Menurutnya, budidaya salak di Kabupaten Labura sangat tepat mengingat salak tersebut juga merupakan jenis tanaman palma seperti halnya kelapa sawit. "Jika kelapa sawit tumbuh bagus, berarti salak juga bisa tumbuh bagus. Masalahnya hanya tergantung perawatannya agar bisa menghasilkan buah yang manis atau lebih baik," jelasnya.

Dibandingkan dengan hasil kelapa sawit, menurut Paimin, bagi petani yang hanya memiliki luas lahan kurang dari satu hektare, lebih tepat jika menanam atau membudidayakan salak seperti yang dilakukan Piter. Dengan lahan hanya 15 rante ia mampu berpenghasilan Rp 150.000 per hari. Sedangkan jika ditanam kelapa sawit di atas lahan kurang dari satu hektare belum tentu dapat memperoleh hasil yang demikian.

Namun sekarang, lanjutnya, bibit salak yang digunakan beberapa petani salak di Labura sudah perlu "dimuliakan". Artinya perlu dikembalikan dengan sifat induknya, misalnya dari F10 menjadi F 1. Dengan tujuan, untuk memperoleh hasil yang lebih memuaskan.

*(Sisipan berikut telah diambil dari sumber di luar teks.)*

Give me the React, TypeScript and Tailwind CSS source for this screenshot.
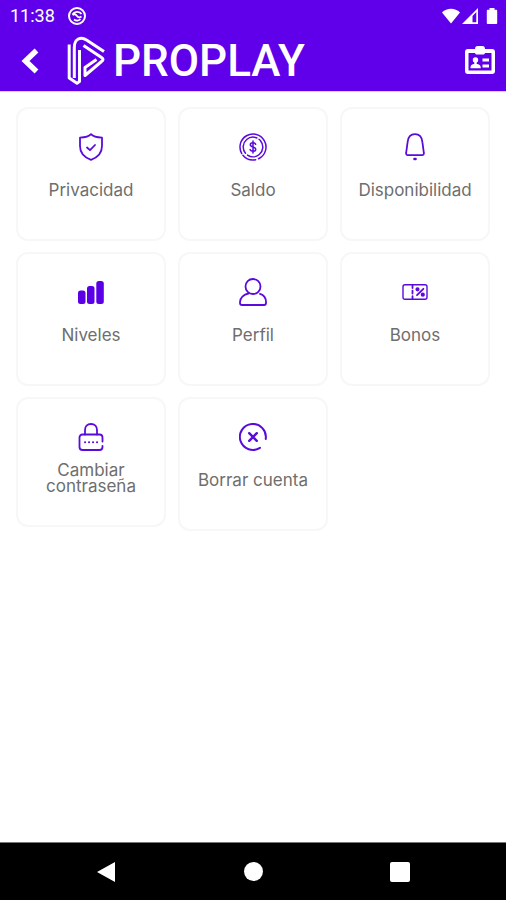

"Melalui Dinas Pertanian Labura sudah berencana untuk melakukan pembudidayaan salak pondoh tersebut. Kami akan melakukan pembinaan kepada para petani salak yang sudah menggeluti. Dan, akan dikembangkan lagi terutama kepada petani yang berminat menanam salak terutama yang memiliki lahan sempit atau di bawah satu hektare," jelasnya.